而这一切改变了观看的意义,我们浮光掠影的观看,为了观看而观看。

被改变的不仅是观看的方式。世界落入图像化的表达,我们沦为图像的奴隶。

对市场异常敏感的厂商们在主打拍照功能的手机中加入了 “美食”拍摄模式,他们知道,对很多人来说,尤其是怕胖的女明星,吃饭不重要,重要的是晒朋友圈。

吃饭拍照、健身拍照、无聊也拍照,手机满足了我们无时无刻“被观看”的欲望。据英国《每日邮报》网站报道,10月14日,一名27岁的女子在巴拿马一座高楼的阳台上,因用手机自拍,失去了平衡坠楼而亡。悲剧发生后,当地消防局在其官方推特上发布警告:不要为了自拍而冒生命危险。有报道称,自2011年至2017年,全球约有259人因自拍意外死亡。事实上,在自拍意外死亡率最高的印度,库马拉古鲁和他的团队开发了一款名为“安全拍摄”的手机应用程序,以降低自拍风险。该软件已对全球数千个自拍地点进行了危险警示标记。

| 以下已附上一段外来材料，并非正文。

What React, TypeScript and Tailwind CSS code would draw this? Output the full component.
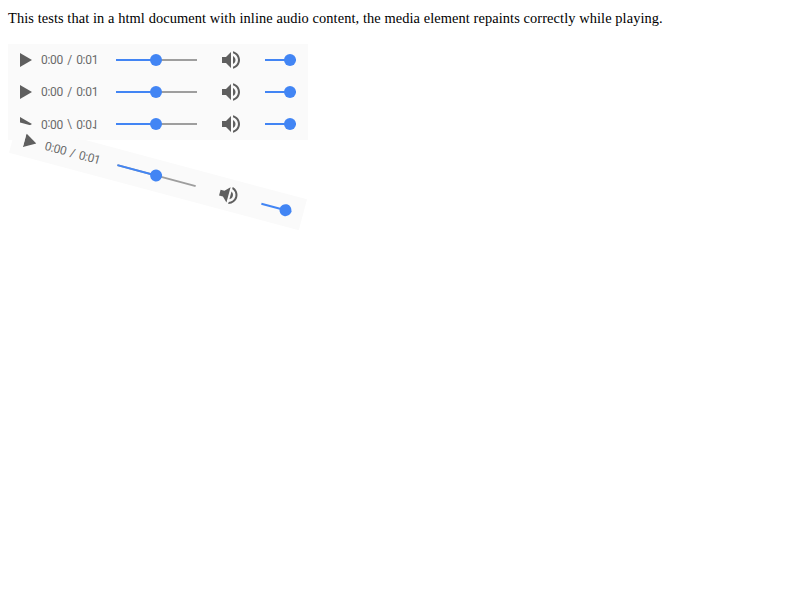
const Play = () => (
  <svg width="12" height="14" viewBox="0 0 12 14" className="shrink-0">
    <path d="M0 0 L12 7 L0 14 Z" fill="#5f5f5f" />
  </svg>
);

const Speaker = () => (
  <svg width="24" height="24" viewBox="0 0 24 24" className="shrink-0">
    <path
      fill="#5f5f5f"
      d="M3 9v6h4l5 5V4L7 9H3zm13.5 3c0-1.77-1.02-3.29-2.5-4.03v8.05c1.48-.73 2.5-2.25 2.5-4.02zM14 3.23v2.06c2.89.86 5 3.54 5 6.71s-2.11 5.85-5 6.71v2.06c4.01-.91 7-4.49 7-8.77s-2.99-7.86-7-8.77z"
    />
  </svg>
);

const Player = ({ className = "", timeClass = "" }: { className?: string; timeClass?: string }) => (
  <div className={`flex h-8 w-[300px] items-center bg-[#fafafa] ${className}`}>
    <div className="ml-3 flex w-[21px] shrink-0"><Play /></div>
    <span className={`w-[75px] shrink-0 text-[12px] leading-none tracking-[-0.3px] [word-spacing:1.6px] text-[#6a6a6a] [font-family:Roboto,sans-serif] ${timeClass}`}>
      0:00 / 0:01
    </span>
    <div className="relative h-0.5 w-[81px] shrink-0 bg-[#9e9e9e]">
      <div className="h-full w-10 bg-[#4285f4]" />
      <div className="absolute left-[34px] top-[-5px] size-3 rounded-full bg-[#4285f4]" />
    </div>
    <div className="ml-[22px] flex w-[46px] shrink-0"><Speaker /></div>
    <div className="relative h-0.5 w-[31px] shrink-0 bg-[#4285f4]">
      <div className="absolute right-0 top-[-5px] size-3 rounded-full bg-[#4285f4]" />
    </div>
  </div>
);

export default function App() {
  return (
    <div className="min-h-screen px-2 pt-[9px] text-black [font-family:'Liberation_Serif',serif]">
      <p className="h-[18px] text-[14.4px] leading-[18px] tracking-[0.09px]">This tests that in a html document with inline audio content, the media element repaints correctly while playing.</p>
      <div className="mt-[17px]">
        <Player />
        <Player />
        <Player timeClass="-scale-y-100" />
        <Player className="relative mt-5 rotate-[15deg]" />
      </div>
    </div>
  );
}
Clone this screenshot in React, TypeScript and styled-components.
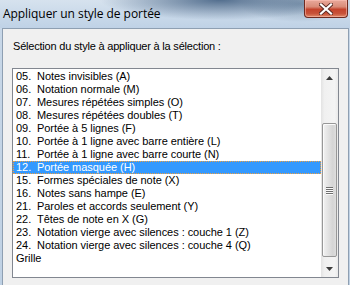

拍照成为生活中的最重要的一部分,我们甚至为了拍照而生活。

9月11日,上海街头,一位脚蹬高筒靴的女子,骑着一匹黑色的高头大马,从长宁踱步至静安、黄埔,之后,被警察拦下,并被判处行政警告的处罚。黑衣女子称,这匹马是自己养的宠物,深夜骑马不过是为了录制视频。对于这个拼命想红的女子,有网友扒出了她签名为“我不屑做网红”的抖音号,其中发布了两条当晚的骑马视频。经过此事,该抖音号粉丝数从146名增长到近9000名。

这一场“戏”看似荒诞,却印证了我们一直以来的忧虑:相比于现实,“让人看到”才是当下存在的意义,未经“审视”的生活好像不值得一过。因此,“如何在朋友圈里炫照片”成为一门颇受欢迎的社交课,人们更愿意相信,利用图片社交精心建构的自我,或许是更高程度的真实。

对虚拟身份的沉迷,对真实世界的混淆,将我们渐渐推入一个倒挂的世界,就像不久前“霸屏”的电影《头号玩家》(Ready Player One)里所描述的那样:现实的荒芜和虚拟的绿洲。

而最终,我们无法再回到现实世界。